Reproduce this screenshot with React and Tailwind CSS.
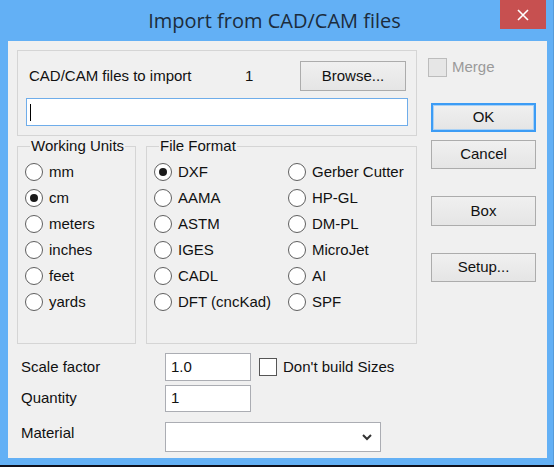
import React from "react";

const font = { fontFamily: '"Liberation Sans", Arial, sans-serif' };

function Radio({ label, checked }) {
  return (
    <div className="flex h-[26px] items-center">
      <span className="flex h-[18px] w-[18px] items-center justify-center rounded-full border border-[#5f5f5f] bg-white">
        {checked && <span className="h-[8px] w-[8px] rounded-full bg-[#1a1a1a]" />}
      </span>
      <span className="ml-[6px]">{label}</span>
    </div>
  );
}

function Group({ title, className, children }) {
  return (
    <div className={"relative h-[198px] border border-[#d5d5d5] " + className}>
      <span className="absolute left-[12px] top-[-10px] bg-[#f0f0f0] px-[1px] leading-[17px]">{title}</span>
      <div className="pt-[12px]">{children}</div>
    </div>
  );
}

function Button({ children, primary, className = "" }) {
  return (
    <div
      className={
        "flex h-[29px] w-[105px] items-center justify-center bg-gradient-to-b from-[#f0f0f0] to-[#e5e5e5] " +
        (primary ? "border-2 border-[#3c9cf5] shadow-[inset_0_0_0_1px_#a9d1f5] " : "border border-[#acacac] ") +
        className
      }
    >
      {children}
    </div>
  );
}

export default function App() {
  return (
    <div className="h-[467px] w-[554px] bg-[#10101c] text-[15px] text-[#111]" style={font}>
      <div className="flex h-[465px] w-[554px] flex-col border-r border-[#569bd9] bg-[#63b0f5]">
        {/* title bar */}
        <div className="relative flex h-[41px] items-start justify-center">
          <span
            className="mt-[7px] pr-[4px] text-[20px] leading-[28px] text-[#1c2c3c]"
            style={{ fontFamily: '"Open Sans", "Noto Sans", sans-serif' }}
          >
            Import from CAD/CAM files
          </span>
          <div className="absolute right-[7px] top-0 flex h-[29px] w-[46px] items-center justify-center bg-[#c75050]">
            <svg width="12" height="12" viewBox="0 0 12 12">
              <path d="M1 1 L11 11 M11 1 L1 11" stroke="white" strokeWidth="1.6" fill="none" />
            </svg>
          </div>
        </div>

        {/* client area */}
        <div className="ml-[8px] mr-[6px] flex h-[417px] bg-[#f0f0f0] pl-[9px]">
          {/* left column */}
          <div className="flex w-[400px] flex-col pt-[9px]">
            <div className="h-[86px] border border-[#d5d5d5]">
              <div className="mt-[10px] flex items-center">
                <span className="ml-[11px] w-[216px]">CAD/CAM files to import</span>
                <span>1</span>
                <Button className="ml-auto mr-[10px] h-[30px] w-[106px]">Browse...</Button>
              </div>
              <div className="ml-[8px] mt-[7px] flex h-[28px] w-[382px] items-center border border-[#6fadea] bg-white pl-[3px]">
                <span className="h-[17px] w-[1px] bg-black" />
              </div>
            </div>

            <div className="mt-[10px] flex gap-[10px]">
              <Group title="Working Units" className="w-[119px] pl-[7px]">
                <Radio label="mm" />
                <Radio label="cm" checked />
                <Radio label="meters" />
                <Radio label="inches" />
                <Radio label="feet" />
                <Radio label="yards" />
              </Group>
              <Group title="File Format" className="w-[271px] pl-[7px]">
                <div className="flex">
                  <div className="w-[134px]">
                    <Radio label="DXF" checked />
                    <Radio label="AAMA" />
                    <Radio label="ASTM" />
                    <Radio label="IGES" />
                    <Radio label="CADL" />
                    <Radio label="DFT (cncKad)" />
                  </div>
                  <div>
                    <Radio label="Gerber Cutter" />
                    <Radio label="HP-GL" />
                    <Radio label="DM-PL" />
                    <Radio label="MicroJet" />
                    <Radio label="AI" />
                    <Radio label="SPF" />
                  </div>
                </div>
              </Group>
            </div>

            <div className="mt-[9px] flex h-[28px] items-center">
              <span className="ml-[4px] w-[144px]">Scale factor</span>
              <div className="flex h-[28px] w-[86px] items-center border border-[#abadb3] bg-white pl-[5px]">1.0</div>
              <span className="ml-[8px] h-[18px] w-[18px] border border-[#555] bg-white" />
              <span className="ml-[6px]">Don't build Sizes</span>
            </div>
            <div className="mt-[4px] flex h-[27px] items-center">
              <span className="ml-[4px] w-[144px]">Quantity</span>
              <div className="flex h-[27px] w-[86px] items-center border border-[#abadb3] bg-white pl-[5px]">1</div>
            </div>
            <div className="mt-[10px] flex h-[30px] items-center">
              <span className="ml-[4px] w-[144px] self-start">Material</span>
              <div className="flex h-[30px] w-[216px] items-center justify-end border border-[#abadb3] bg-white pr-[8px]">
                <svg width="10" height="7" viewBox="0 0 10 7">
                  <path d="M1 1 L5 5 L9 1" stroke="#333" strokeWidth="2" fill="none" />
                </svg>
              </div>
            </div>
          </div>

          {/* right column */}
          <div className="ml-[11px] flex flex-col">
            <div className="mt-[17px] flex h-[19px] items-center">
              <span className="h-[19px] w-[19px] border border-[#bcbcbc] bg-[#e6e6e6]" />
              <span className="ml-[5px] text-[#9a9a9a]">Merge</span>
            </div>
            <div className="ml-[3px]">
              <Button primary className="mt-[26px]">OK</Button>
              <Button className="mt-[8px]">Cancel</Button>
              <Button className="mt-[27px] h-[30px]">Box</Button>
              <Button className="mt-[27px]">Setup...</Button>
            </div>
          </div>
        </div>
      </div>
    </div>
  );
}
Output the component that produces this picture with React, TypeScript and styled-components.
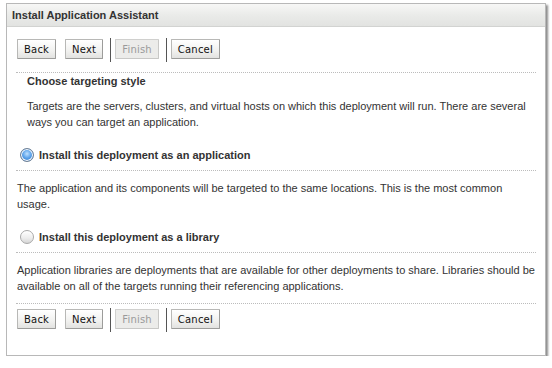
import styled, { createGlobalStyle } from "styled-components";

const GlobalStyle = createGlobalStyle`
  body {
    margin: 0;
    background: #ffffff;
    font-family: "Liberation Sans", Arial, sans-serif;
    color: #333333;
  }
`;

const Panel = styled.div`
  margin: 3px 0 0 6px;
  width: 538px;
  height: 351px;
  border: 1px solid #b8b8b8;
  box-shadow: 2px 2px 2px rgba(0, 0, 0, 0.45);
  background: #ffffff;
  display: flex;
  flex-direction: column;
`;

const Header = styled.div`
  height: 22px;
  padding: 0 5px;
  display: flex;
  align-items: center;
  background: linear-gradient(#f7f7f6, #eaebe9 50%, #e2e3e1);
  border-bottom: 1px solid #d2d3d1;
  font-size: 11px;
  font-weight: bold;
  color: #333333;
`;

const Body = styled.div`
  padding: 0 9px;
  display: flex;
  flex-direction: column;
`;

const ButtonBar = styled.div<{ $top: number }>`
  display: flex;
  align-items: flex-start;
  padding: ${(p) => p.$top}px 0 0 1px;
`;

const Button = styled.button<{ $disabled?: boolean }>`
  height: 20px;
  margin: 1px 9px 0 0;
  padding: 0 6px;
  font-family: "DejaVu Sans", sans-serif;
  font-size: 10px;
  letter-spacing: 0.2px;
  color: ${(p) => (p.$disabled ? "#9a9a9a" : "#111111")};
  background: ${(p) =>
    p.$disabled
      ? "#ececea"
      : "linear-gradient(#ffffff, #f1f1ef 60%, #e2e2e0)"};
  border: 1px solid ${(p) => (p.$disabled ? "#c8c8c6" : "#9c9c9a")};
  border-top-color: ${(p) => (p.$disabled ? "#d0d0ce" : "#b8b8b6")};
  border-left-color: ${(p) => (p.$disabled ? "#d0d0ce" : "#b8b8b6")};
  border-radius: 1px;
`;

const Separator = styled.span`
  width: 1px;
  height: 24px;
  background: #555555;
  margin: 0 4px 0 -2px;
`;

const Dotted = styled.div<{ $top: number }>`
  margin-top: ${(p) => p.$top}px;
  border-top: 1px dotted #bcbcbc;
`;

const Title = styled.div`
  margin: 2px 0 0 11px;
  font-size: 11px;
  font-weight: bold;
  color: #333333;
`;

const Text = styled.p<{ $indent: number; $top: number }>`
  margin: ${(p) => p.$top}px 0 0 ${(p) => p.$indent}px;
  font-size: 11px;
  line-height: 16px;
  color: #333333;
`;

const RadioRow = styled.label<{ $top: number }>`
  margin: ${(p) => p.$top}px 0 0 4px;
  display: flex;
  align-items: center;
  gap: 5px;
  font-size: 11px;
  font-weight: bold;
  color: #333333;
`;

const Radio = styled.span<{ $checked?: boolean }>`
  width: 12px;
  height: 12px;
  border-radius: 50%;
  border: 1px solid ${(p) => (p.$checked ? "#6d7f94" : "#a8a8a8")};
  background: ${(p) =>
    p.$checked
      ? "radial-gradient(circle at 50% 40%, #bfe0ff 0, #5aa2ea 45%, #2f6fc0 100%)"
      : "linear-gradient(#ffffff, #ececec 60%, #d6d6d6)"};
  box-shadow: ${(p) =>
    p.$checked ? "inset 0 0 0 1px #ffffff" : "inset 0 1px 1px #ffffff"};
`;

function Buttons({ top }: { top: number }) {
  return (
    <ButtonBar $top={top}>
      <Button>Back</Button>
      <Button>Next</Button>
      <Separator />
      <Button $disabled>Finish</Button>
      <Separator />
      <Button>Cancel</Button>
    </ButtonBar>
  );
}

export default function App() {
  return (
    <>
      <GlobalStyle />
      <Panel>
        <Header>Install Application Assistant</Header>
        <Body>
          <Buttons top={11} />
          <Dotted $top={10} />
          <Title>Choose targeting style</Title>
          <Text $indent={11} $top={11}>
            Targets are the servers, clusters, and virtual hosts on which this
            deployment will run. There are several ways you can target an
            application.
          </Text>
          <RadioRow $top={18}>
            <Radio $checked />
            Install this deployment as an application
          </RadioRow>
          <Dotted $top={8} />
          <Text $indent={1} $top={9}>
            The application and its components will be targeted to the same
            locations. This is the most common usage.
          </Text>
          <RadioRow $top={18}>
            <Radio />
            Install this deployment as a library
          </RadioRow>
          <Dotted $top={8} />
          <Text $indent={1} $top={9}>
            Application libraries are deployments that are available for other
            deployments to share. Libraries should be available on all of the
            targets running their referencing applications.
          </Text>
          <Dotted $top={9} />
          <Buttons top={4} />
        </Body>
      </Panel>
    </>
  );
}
—————
Objective:
Show all lines from the records above where the word "that" occurs.

Solved problem:
Output the component that produces this picture with React, TypeScript and styled-components.
            Application libraries are deployments that are available for other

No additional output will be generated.